Until, that is, we forget our umbrella on the way to work when it pisses down. Oh England, we've not forgotten how much you like to fuck us over.
But before the cooler temperatures grace us, we've got to put up with a bit more heat. What's a few more days, eh?
The Met Office said next week will be even hotter, with highs of 33C possible in parts of the south-east on Monday and Tuesday.
But, forecasters told The Sun Online that the hot and dry weather will cool to a 'much fresher' 23C on Wednesday - now we're talking.
Here's to being comfortable in work, getting a good night's sleep and, LADs, you'll get your 'normal penises' back - RESULT. But for those of you who are not happy about this news, book a flight somewhere nice and get your sun-worshipping backsides away from us.
So, how do we know that our suffering could soon be over? Well, forecaster Dean Hall told the Daily Star there will be 'quite a marked change to the feel of things' from the middle of the week as conditions turn 'fresher and more changeable'.
He added that there was 'no real sign of any return of the heat that we have been seeing over the recent days'. Yes Dean.
The news comes amid a sweltering European heatwave which has already claimed three lives, including a middle-aged man who was found lying in the streets in Barcelona.

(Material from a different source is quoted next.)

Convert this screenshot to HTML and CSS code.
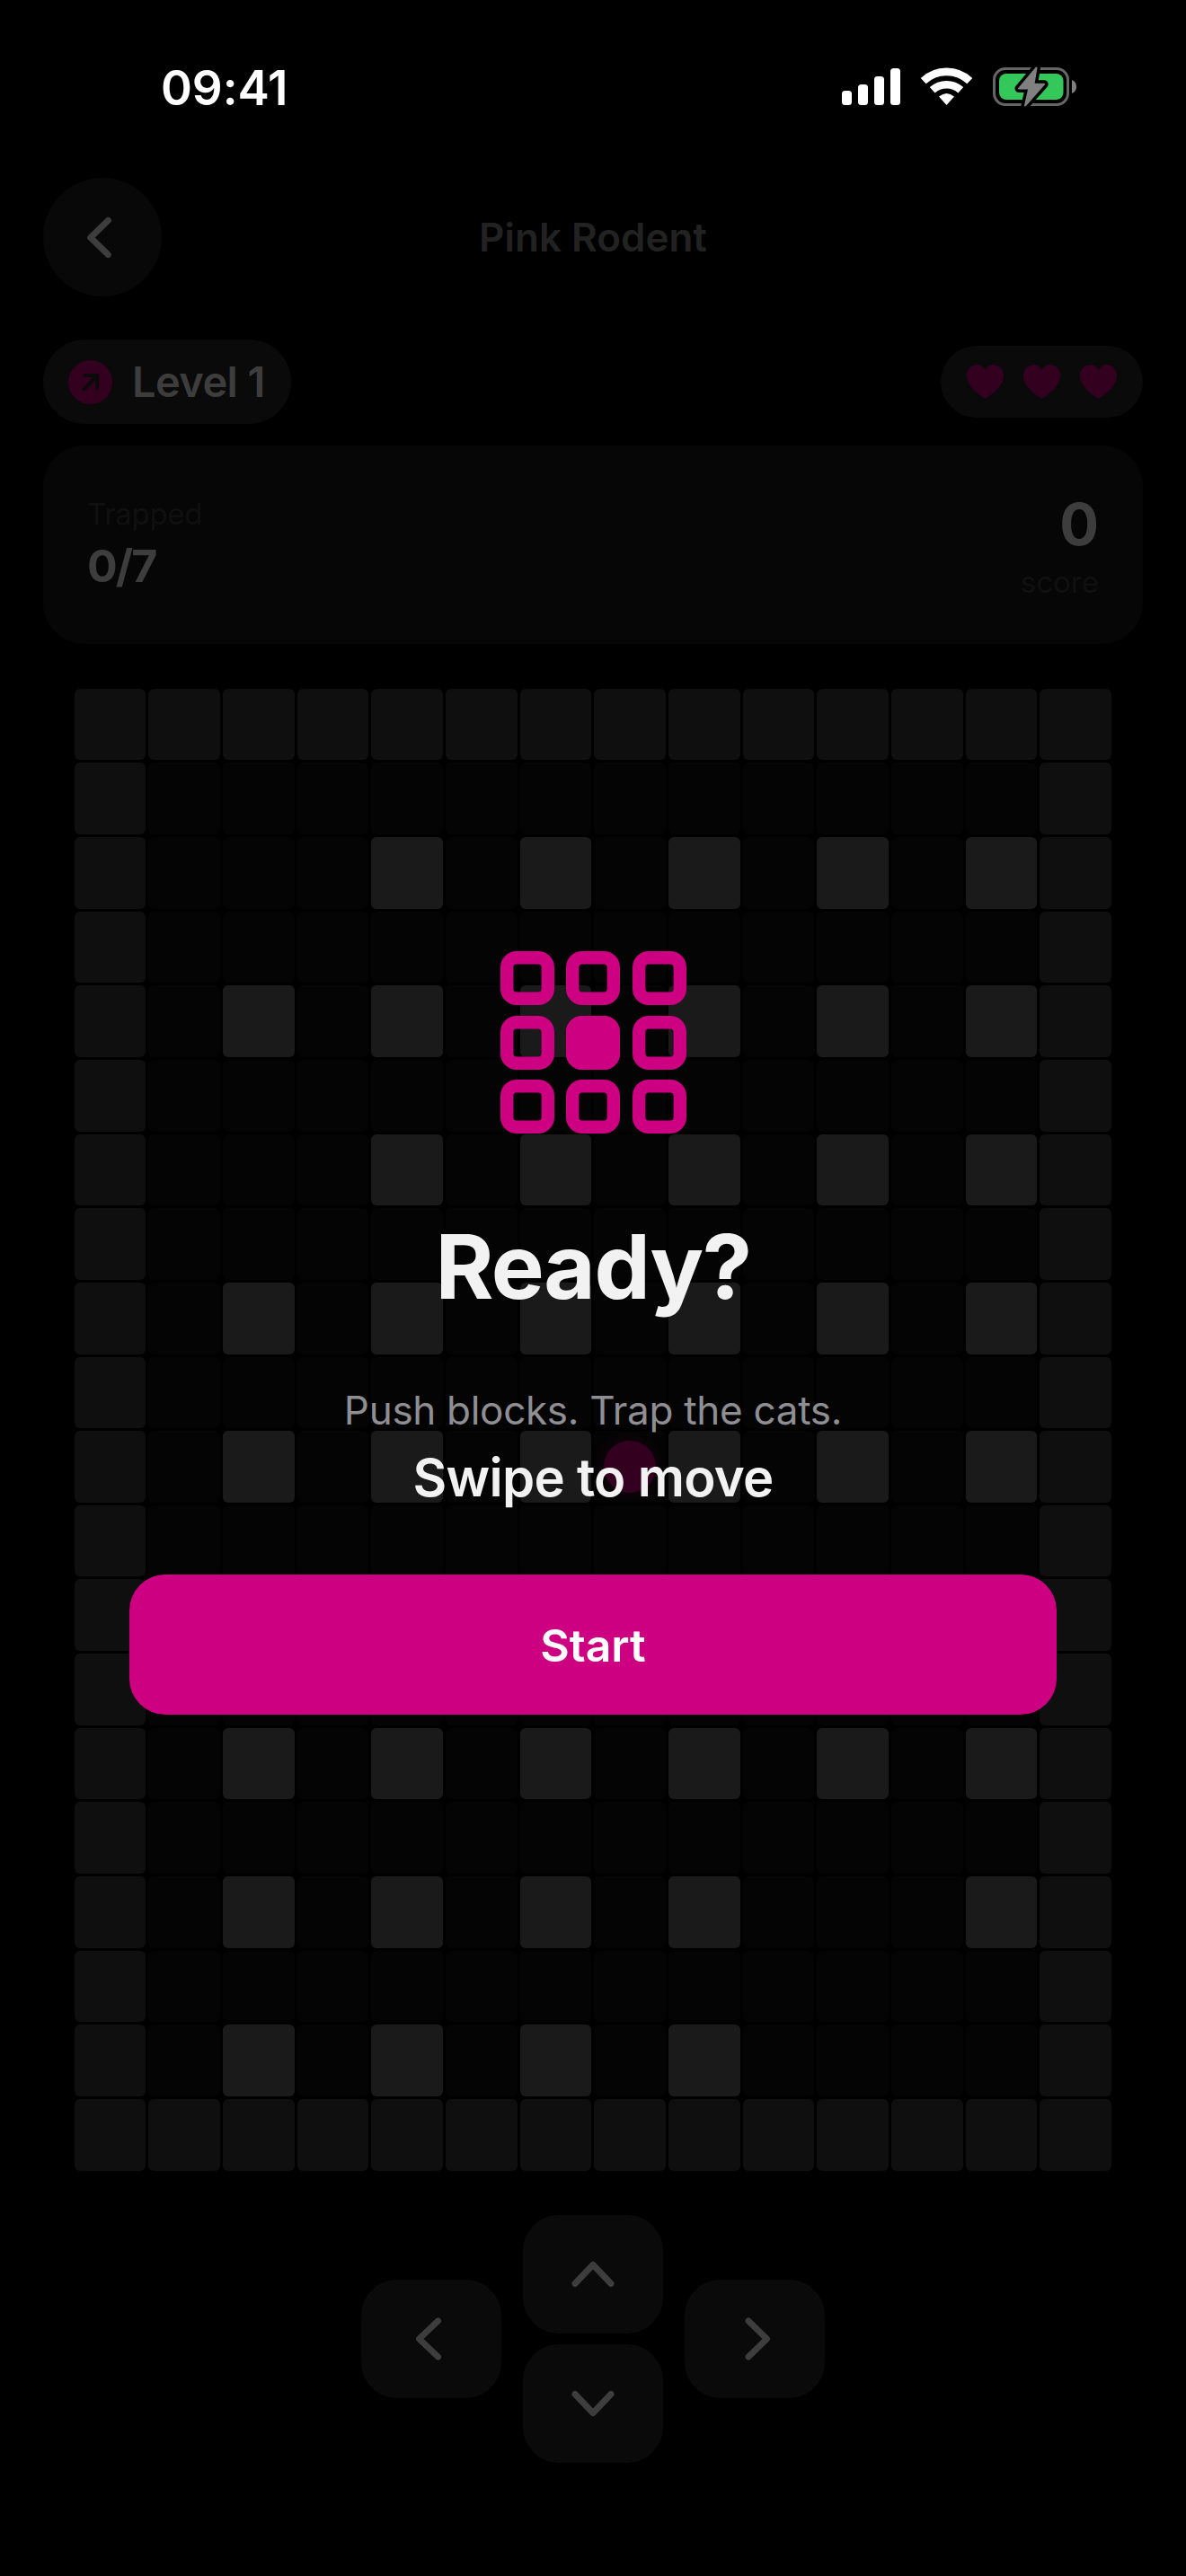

And it's not just the UK and Spain suffering because eight locations in Portugal have also broken local temperature records.
Red health alerts for extreme heat were issued for more than half the country, with thermometers passing 46C on Saturday.
And Finland has reached such high temperatures that one of its supermarkets in Helsinki's Pohjois-Haaga district has invited 100 lucky customers to sleep in its air-conditioned store.
The hot, dry conditions have led to several Portuguese wildfires and nearly 700 firefighters and 10 water-dumping aircraft were fighting the biggest outbreak, which has scorched 2,470 acres near the town of Monchique in the southern Algarve region.